There were designated press boxes—simple, functional, but crucial. You had a clear line of sight. You could frame your shot without someone’s phone blocking your lens. You could listen to the presentation without fighting through a wall of ambient noise. More importantly, you could work.
Because that’s what it was: work.
Covering an auto show was never about being present—it was about producing. Filing copy, editing photos, uploading videos, making deadlines. The access given to media wasn’t privilege. It was infrastructure.
That infrastructure is gone.
Somewhere along the way, MIAS stopped being a media-first launch platform and became something else entirely. Today, it is—by all observable measures—a selling event. And there’s nothing inherently wrong with that.
In fact, it makes sense.
The growing presence of Chinese brands has shifted the dynamics of the show. They arrive not just with products, but with volume, urgency, and a clear intent to move units. The model now resembles what you see at the Bangkok International Motor Show—a marketplace as much as a showcase.
Foot traffic matters. Leads matter. Conversions matter.
And to MIAS’ credit, the halls are full.
But here’s the disconnect: the structure hasn’t caught up with the shift.

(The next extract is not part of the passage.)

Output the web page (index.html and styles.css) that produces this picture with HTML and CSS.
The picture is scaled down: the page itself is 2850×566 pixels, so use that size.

In Bangkok, the industry understood this transition early. The solution was simple—segment the experience. Media gets its own day. A controlled environment. Time to document, to ask questions, to produce meaningful coverage. Then the doors open to the public.
Everyone wins.
Here, we try to do everything at once.
Manufacturers schedule back-to-back launches—sometimes as many as 25 in a single day—while the public is already inside the venue. The result is predictable. Crowded aisles. Blocked sightlines. Overlapping audio. A scramble for position that turns coverage into compromise.
You miss details. You skip launches. You choose what to cover not based on relevance, but on survivability.
And by mid-afternoon, you’re no longer working—you’re managing fatigue.
This isn’t about entitlement. It’s about output.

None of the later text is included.